J'ai l'intention de changer d'ordi prochainement, de passer d'un PC sous Windows XP vers un Imac. J'ai un Ipod + Itunes installé sur mon PC, avec toutes mes listes de lectures. Je voudrais donc récupérer ma musique (tous mes fichiers mp3).....ET toutes mes listes de lecture. Quel est le moyen le plus sûr et simple pour procéder 

Je pensais à 2 méthodes : 
1/ copier depuis mon PC les répertoires avec mes fichiers mp3 pour les réinstaller sur mon Imac : est-ce possible, où faut-il les copier, ...? le fichier Itunes library est -il récupérable de PC à Mac ?
cette solution me semble un peu compliquée et risquée...?

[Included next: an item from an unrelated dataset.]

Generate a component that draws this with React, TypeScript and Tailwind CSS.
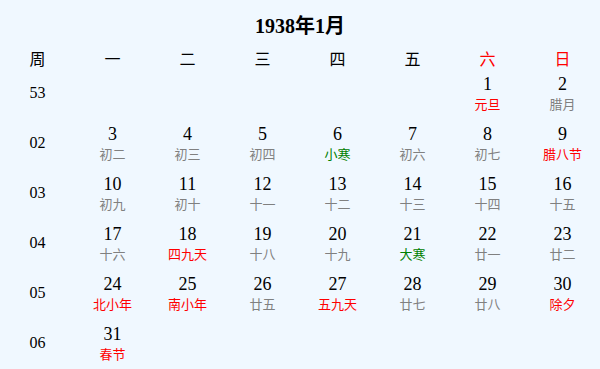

2/ reconstituer tout ça (fichier / bibliothèque/listes de lectures) en copiant le contenu de l'Ipod vers l'Imac : est faisable ? avec quel logiciel ?

Que me conseillez vous ?  :hein:

Merci
fred


----------



## asticotboy (1 Mai 2008)

Salut.
Si t'as une clé USB, tu fais le transfère et c'est plié.


----------



## airmax2 (1 Mai 2008)

Clé USB ?   j'ai entre 30 et 40 Go de fichiers mp3 !   de tte façon j'ai un DD externe pour faire la copie.... ma question ne porte pas sur le transfert matériel mais sur les aspects soft = où copier les ficher ET comment récupérer les listes de lecture , et parmi les 2 solutions que je propose laquelle est la meilleure (à moins qu'il y ait aussi d'autres solutions)


----------



## twinworld (2 Mai 2008)

ici, un tuto
http://lifehacker.com/software/itun...-library-from-a-pc-to-mac-and-back-242468.php


----------



## airmax2 (2 Mai 2008)

Super ! merci ....
Juste un détail : sur mon PC les fichiers mp3 ne sont pas dans le dossier iTunes Music, car je n'ai pas coché les croix Maintenir organisé le dossier iTunes music et Copier les fichiers dans le dossier iTunes music. Donc du coup je ne suis pas sûr que ça marche ou que ça soit sans risque comme méthode.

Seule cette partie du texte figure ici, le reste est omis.